Gangrena



Empezó como una manía. Solía morderme los labios cuando habría preferido gritar, e incluso llegué a amordazarme la boca para no darles el gusto de verme romperme. Solo quienes son capaces de apreciar el arte son merecedores de atisbar las ruinas, ¿sabíais?

La manía se volvió obsesión, como la oruga se convierte en mariposa cuando le llega su hora; como el capullo está destinado a tomar la forma de la flor en algún momento. Siempre, con precedentes. Y en este caso, con motivos.

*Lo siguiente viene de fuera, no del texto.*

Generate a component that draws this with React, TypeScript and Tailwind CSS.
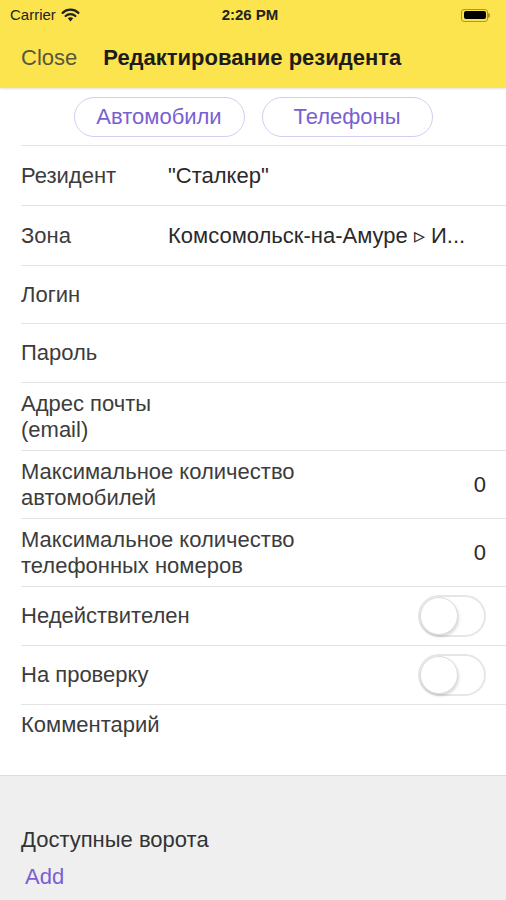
import React from "react";

const font = { fontFamily: '"Liberation Sans", Arial, sans-serif' };

function Switch() {
  return (
    <div className="w-[68px] h-[42px] rounded-full border-2 border-[#e6e6e6] bg-white relative">
      <div className="absolute left-0 top-0 w-[38px] h-[38px] rounded-full bg-white border border-[#dcdcdc] shadow-[1px_2px_3px_rgba(0,0,0,0.15)]" />
    </div>
  );
}

function Row({ label, value, right, h = "h-[59px]" }: { label: React.ReactNode; value?: string; right?: React.ReactNode; h?: string }) {
  return (
    <div className={`flex items-center ${h} pr-[20px] border-b border-[#e3e3e3]`}>
      <div className="w-[147px] shrink-0 text-[#3c3c3c] leading-[26px]">{label}</div>
      <div className="flex-1 min-w-0 text-[#2a2a2a] whitespace-nowrap overflow-hidden">{value}</div>
      {right}
    </div>
  );
}

export default function App() {
  return (
    <div className="w-[506px] h-[900px] bg-white overflow-hidden text-[22px] leading-[26px]" style={font}>
      <div className="bg-[#fbe44e] shadow-[0_1px_2px_rgba(0,0,0,0.12)] relative z-10">
        <div className="h-[30px] flex items-center px-[10px] text-[15px] leading-[18px] text-[#222]">
          <div className="flex items-center gap-[5px] flex-1">
            <span>Carrier</span>
            <svg width="19" height="14" viewBox="0 0 19 14">
              <path d="M9.5 13.5 L6.8 10.3 A4.2 4.2 0 0 1 12.2 10.3 Z" fill="#222" />
              <path d="M4.6 8 A7.2 7.2 0 0 1 14.4 8" stroke="#222" strokeWidth="2.2" fill="none" strokeLinecap="round" />
              <path d="M1.6 4.9 A11.4 11.4 0 0 1 17.4 4.9" stroke="#222" strokeWidth="2.2" fill="none" strokeLinecap="round" />
            </svg>
          </div>
          <div className="font-bold text-[15px] w-[100px] text-center">2:26 PM</div>
          <div className="flex-1 flex justify-end pr-[6px]">
            <div className="flex items-center">
              <div className="w-[27px] h-[13px] rounded-[3px] border border-[#a89a2a] p-[1.5px]">
                <div className="w-full h-full rounded-[2px] bg-black" />
              </div>
              <div className="w-[2px] h-[5px] bg-[#a89a2a] rounded-r-sm" />
            </div>
          </div>
        </div>
        <div className="h-[58px] flex items-center pl-[21px] pb-[3px]">
          <span className="text-[22px] text-[#58573e] mr-[26px]">Close</span>
          <span className="text-[22px] font-bold text-[#1c1c1c]">Редактирование резидента</span>
        </div>
      </div>

      <div className="h-[57px] flex items-center justify-center gap-[17px] pt-[1px]">
        <div className="h-[40px] w-[171px] rounded-full border border-[#d3cdf2] flex items-center justify-center text-[#7a5fd3]">
          Автомобили
        </div>
        <div className="h-[40px] w-[171px] rounded-full border border-[#d3cdf2] flex items-center justify-center text-[#7a5fd3]">
          Телефоны
        </div>
      </div>
      <div className="pl-[21px]">
        <div className="border-t border-[#e3e3e3]" />
        <Row h="h-[60px]" label="Резидент" value={'"Сталкер"'} />
        <Row h="h-[60px]" label="Зона" value="Комсомольск-на-Амуре ▹ И..." />
        <Row h="h-[58px]" label="Логин" />
        <Row h="h-[59px]" label="Пароль" />
        <Row h="h-[68px]" label={<>Адрес почты<br />(email)</>} />
        <Row
          h="h-[68px]"
          label={<div className="w-[320px]">Максимальное количество<br />автомобилей</div>}
          right={<span className="text-[#2a2a2a]">0</span>}
        />
        <Row
          h="h-[68px]"
          label={<div className="w-[320px]">Максимальное количество<br />телефонных номеров</div>}
          right={<span className="text-[#2a2a2a]">0</span>}
        />
        <Row h="h-[59px]" label="Недействителен" right={<Switch />} />
        <Row h="h-[59px]" label="На проверку" right={<Switch />} />
        <div className="h-[70px] pt-[7px] text-[#3c3c3c]">Комментарий</div>
      </div>
      <div className="bg-[#efefef] border-t border-[#dddddd] h-[200px] pl-[21px] pt-[51px]">
        <div className="text-[#333]">Доступные ворота</div>
        <div className="text-[#7a5fd3] mt-[11px] pl-[4px]">Add</div>
      </div>
    </div>
  );
}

Había matado tantos veranos en el vaivén de mis emociones que solo quedaba el recuerdo del último invierno: gélido y desolador. Me habría encantado poder decir que quien prometió quedarse lo hizo, pues no hay nada tan bonito como dominar el arte de cumplir lo escrito, pero sería incierto. A la cuenta de tres, estaba sola. A la cuenta de tres, entendí que contar había sido solo una distracción y que el cuentagotas desenmascaraba la avería. ¿Cómo pude pretender que no me abandonara si ni siquiera fue capaz de jurarme no hacerlo?

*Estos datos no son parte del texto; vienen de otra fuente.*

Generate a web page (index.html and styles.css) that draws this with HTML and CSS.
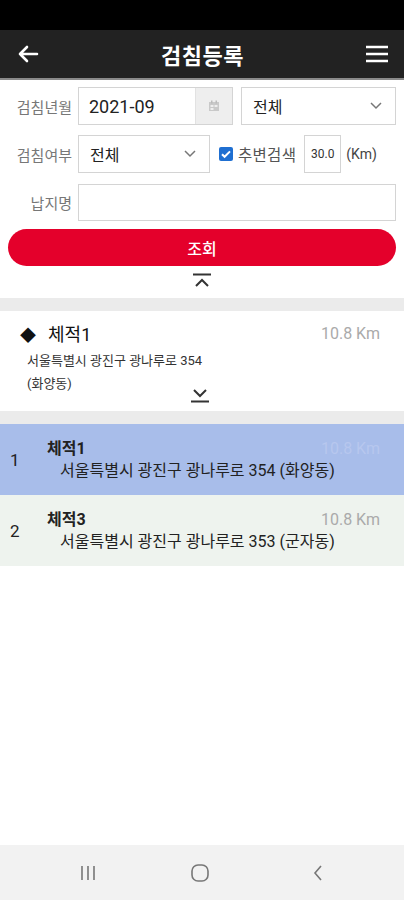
FILE: index.html
```html
<!DOCTYPE html>
<html>
<head>
<meta name="viewport" content="width=device-width, initial-scale=1">
<link rel="stylesheet" href="styles.css">
</head>
<body>
<div class="screen">
  <div class="statusbar"></div>

  <div class="appbar">
    <span class="appbar-btn">
      <svg width="22" height="20" viewBox="0 0 22 20"><path d="M20 10H3M10 3L3 10l7 7" fill="none" stroke="#fff" stroke-width="2.6" stroke-linecap="round" stroke-linejoin="round"/></svg>
    </span>
    <h1 class="title">검침등록</h1>
    <span class="appbar-btn">
      <svg width="24" height="18" viewBox="0 0 24 18"><path d="M1 2h22M1 9h22M1 16h22" stroke="#fff" stroke-width="2.6"/></svg>
    </span>
  </div>

  <form class="search">
    <div class="row">
      <label class="lbl">검침년월</label>
      <div class="field date">
        <span class="val big">2021-09</span>
        <span class="addon">
          <svg width="12" height="12" viewBox="0 0 12 12"><rect x="1" y="2" width="10" height="9" fill="#c9c9c9"/><rect x="3" y="0.5" width="1.5" height="3" fill="#bbb"/><rect x="7.5" y="0.5" width="1.5" height="3" fill="#bbb"/><rect x="2.5" y="5" width="3" height="2" fill="#eee"/><rect x="6.5" y="5" width="3" height="2" fill="#eee"/><rect x="2.5" y="8" width="3" height="2" fill="#eee"/></svg>
        </span>
      </div>
      <div class="field select wide">
        <span class="val">전체</span>
        <svg class="chev" width="12" height="8" viewBox="0 0 12 8"><path d="M1 1l5 5 5-5" fill="none" stroke="#777" stroke-width="1.5"/></svg>
      </div>
    </div>

    <div class="row">
      <label class="lbl">검침여부</label>
      <div class="field select narrow">
        <span class="val">전체</span>
        <svg class="chev" width="12" height="8" viewBox="0 0 12 8"><path d="M1 1l5 5 5-5" fill="none" stroke="#777" stroke-width="1.5"/></svg>
      </div>
      <span class="check">
        <svg width="14" height="14" viewBox="0 0 14 14"><rect width="14" height="14" rx="2" fill="#1f6fd1"/><path d="M3 7.2l2.6 2.6L11 4.4" fill="none" stroke="#fff" stroke-width="2"/></svg>
      </span>
      <span class="near">추변검색</span>
      <div class="field km"><span>30.0</span></div>
      <span class="unit">(Km)</span>
    </div>

    <div class="row">
      <label class="lbl">납지명</label>
      <div class="field full"></div>
    </div>

    <button type="button" class="searchbtn">조회</button>

    <div class="toggle">
      <svg width="20" height="16" viewBox="0 0 20 16"><path d="M1 1.5h18" stroke="#333" stroke-width="2"/><path d="M4 13l6-6 6 6" fill="none" stroke="#333" stroke-width="2"/></svg>
    </div>
  </form>

  <div class="gap"></div>

  <div class="card">
    <div class="card-head">
      <span class="name"><span class="diamond">◆</span>체적1</span>
      <span class="dist">10.8 Km</span>
    </div>
    <p class="addr">서울특별시 광진구 광나루로 354<br>(화양동)</p>
    <div class="toggle down">
      <svg width="20" height="16" viewBox="0 0 20 16"><path d="M4 3l6 6 6-6" fill="none" stroke="#333" stroke-width="2"/><path d="M1 14.5h18" stroke="#333" stroke-width="2"/></svg>
    </div>
  </div>

  <div class="gap"></div>

  <ul class="list">
    <li class="item active">
      <span class="no">1</span>
      <div class="info">
        <div class="info-top"><b>체적1</b><span class="dist">10.8 Km</span></div>
        <div class="info-addr">서울특별시 광진구 광나루로 354 (화양동)</div>
      </div>
    </li>
    <li class="item">
      <span class="no">2</span>
      <div class="info">
        <div class="info-top"><b>체적3</b><span class="dist">10.8 Km</span></div>
        <div class="info-addr">서울특별시 광진구 광나루로 353 (군자동)</div>
      </div>
    </li>
  </ul>

  <div class="navbar">
    <svg class="nav-recent" width="18" height="16" viewBox="0 0 18 16"><path d="M3 1v14M9 1v14M15 1v14" stroke="#777" stroke-width="1.6"/></svg>
    <svg class="nav-home" width="20" height="20" viewBox="0 0 20 20"><rect x="2" y="2" width="16" height="16" rx="6" fill="none" stroke="#777" stroke-width="1.6"/></svg>
    <svg class="nav-back" width="12" height="18" viewBox="0 0 12 18"><path d="M9 2L3 9l6 7" fill="none" stroke="#777" stroke-width="1.6"/></svg>
  </div>
</div>
</body>
</html>
```

FILE: styles.css
```css
* {
  box-sizing: border-box;
}

body {
  margin: 0;
  font-family: Roboto, "Noto Sans CJK KR", sans-serif;
  color: #222;
  background: #fff;
}

.screen {
  width: 404px;
  min-height: 900px;
  display: flex;
  flex-direction: column;
}

.statusbar {
  height: 30px;
  background: #000;
}

/* top bar */
.appbar {
  height: 50px;
  background: #222;
  border-bottom: 2px solid #8a8a8a;
  display: flex;
  align-items: center;
  justify-content: space-between;
  padding: 0 14px 0 15px;
}

.appbar-btn {
  display: flex;
  width: 26px;
  justify-content: center;
}

.title {
  margin: 0;
  color: #fff;
  font-size: 22px;
  font-weight: 700;
  letter-spacing: 0.5px;
}

/* search form */
.search {
  padding: 7px 8px 0 8px;
}

.row {
  display: flex;
  align-items: center;
  height: 38px;
  margin-bottom: 10px;
}

.lbl {
  width: 64px;
  margin-right: 6px;
  text-align: right;
  font-size: 15px;
  color: #777;
  white-space: nowrap;
}

.field {
  height: 38px;
  border: 1px solid #d4d4d4;
  background: #fff;
  display: flex;
  align-items: center;
}

.val {
  padding-left: 11px;
  font-size: 16px;
  color: #222;
  flex: 1;
}

.val.big {
  font-size: 18px;
  padding-left: 10px;
}

.date {
  width: 155px;
}

.addon {
  width: 37px;
  height: 100%;
  background: #eee;
  border-left: 1px solid #e2e2e2;
  display: flex;
  align-items: center;
  justify-content: center;
}

.chev {
  margin-right: 13px;
}

.wide {
  width: 155px;
  margin-left: 8px;
}

.narrow {
  width: 132px;
}

.check {
  display: flex;
  margin-left: 9px;
  margin-right: 5px;
}

.near {
  font-size: 15.5px;
  color: #555;
  white-space: nowrap;
  letter-spacing: 0.3px;
}

.km {
  width: 37px;
  margin-left: 8px;
  justify-content: center;
  font-size: 12px;
  color: #333;
}

.unit {
  margin-left: 5px;
  font-size: 14px;
  color: #444;
}

.full {
  flex: 1;
  height: 37px;
}

.searchbtn {
  display: block;
  width: 100%;
  height: 37px;
  margin-top: -2px;
  border: none;
  border-radius: 19px;
  background: #e4002b;
  color: #fff;
  font-family: inherit;
  font-size: 16px;
  font-weight: 500;
}

.toggle {
  display: flex;
  justify-content: center;
  padding: 7px 0 9px;
}

.gap {
  height: 13px;
  background: #ebebeb;
}

/* selected card */
.card {
  padding: 9px 24px 0 20px;
}

.card-head {
  display: flex;
  justify-content: space-between;
  align-items: center;
}

.name {
  font-size: 18px;
  font-weight: 400;
  color: #111;
}

.diamond {
  font-size: 16px;
  margin-right: 12px;
}

.dist {
  font-size: 16px;
  color: #aaa;
}

.addr {
  margin: 3px 0 0 7px;
  font-size: 13px;
  line-height: 23px;
  color: #333;
}

.card .toggle.down {
  padding: 0 0 8px;
  margin-top: -8px;
}

/* result list */
.list {
  list-style: none;
  margin: 0;
  padding: 0;
}

.item {
  display: flex;
  align-items: center;
  height: 71px;
  background: #eef3ee;
}

.item.active {
  background: #a8bdea;
}

.no {
  width: 47px;
  padding-left: 10px;
  font-size: 17px;
  color: #222;
}

.info {
  flex: 1;
  padding-right: 24px;
  padding-top: 2px;
}

.info-top {
  display: flex;
  justify-content: space-between;
  font-size: 16px;
  line-height: 20px;
}

.info-top b {
  font-weight: 700;
}

.item.active .dist {
  color: #b7c7ee;
}

.info-addr {
  padding-left: 13px;
  margin-top: 1px;
  font-size: 16px;
  line-height: 22px;
  color: #222;
}

/* system nav */
.navbar {
  margin-top: auto;
  height: 55px;
  background: #f2f2f2;
  display: flex;
  align-items: center;
  padding-left: 79px;
}

.nav-home {
  margin-left: 93px;
}

.nav-back {
  margin-left: 102px;
}
```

A día de hoy, me deshago de las cortezas y me muestro tal y como soy. No hay nada más bonito que quererse, quererse bien, quererse imperturbable ante la masacre. Y no hay sonrisa más reluciente que la que encontró la vida a través de la muerte de un sentimiento.

Este torniquete ya no frena la hemorragia, solo oprime. Y quiero que lo entendáis. Si bien el amor sirvió como medicina, fue a base de acallar el dolor, y la única manera en que el humano es capaz de dejar atrás una tragedia, es sufriéndola, no observándola destrozar todo a su paso desde la indiferencia.